For, I have plenty of leisure; my mind is not being dragged this way and that. What shall I do, seeing there is nothing that disturbs me? What have I which more becomes a man than this? You and your kind when you have nothing to do are restless, 20go to the theatre, or wander up and down aimlessly. Why should not the philosopher develop his own reason? You turn to vessels of crystal, I to the syllogism called "The Liar";[1] you to myrrhine ware,[2] I to the syllogism called "The Denyer."[3] Everything that you already have seems small in your sight, but everything that I have seems important to me. Your strong desire is insatiate, mine is already satisfied. The same thing happens to the children who put their hand down into a narrow-necked jar and try to take out figs and nuts: if they get their hand full, they can't get it out, and then they cry.

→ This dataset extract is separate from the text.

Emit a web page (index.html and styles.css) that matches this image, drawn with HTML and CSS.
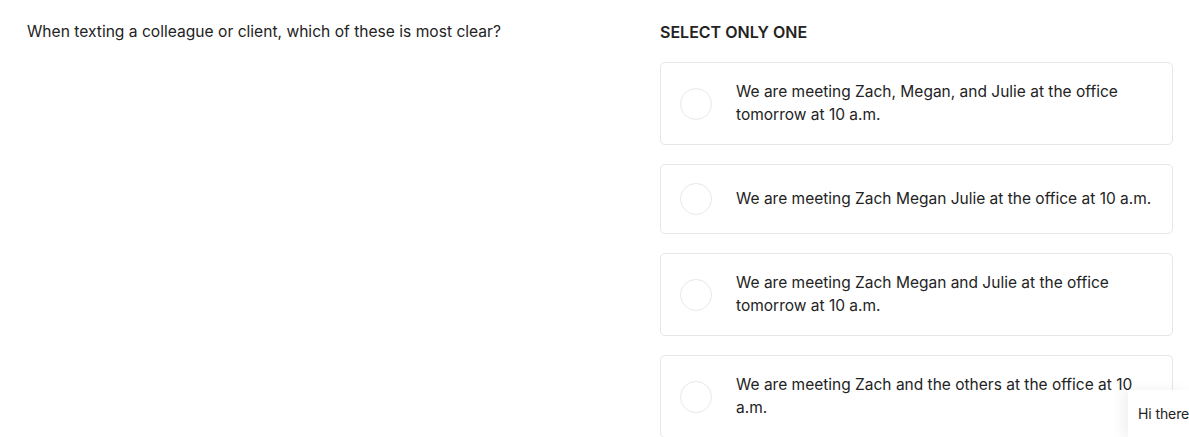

Drop a few and you will get it out. And so do you too drop your desire; do not set your heart upon many things and you will obtain.[4][† 1]


CHAPTER X

How ought we to bear our illnesses?

When the need arises for each separate judgement, we ought to have it ready; at lunch our judgements about lunch, at the bath our judgements about a bath, in bed our judgements about a bed.

  1. See note in II. 17, 34.
  2. Highly coloured and very expensive glass.
  3. The exact nature of this argument is unknown, although Chrysippus wrote two works on the subject (Diog. Laert. 7, 197), and it is casually mentioned also by Clement of Alexandria, Strom. 5, 11.
  4. See critical note.
  1. οἴσεις. Wolf plausibly suggested εὐροήσεις, "you will prosper," for this extremely abrupt and obscure locution.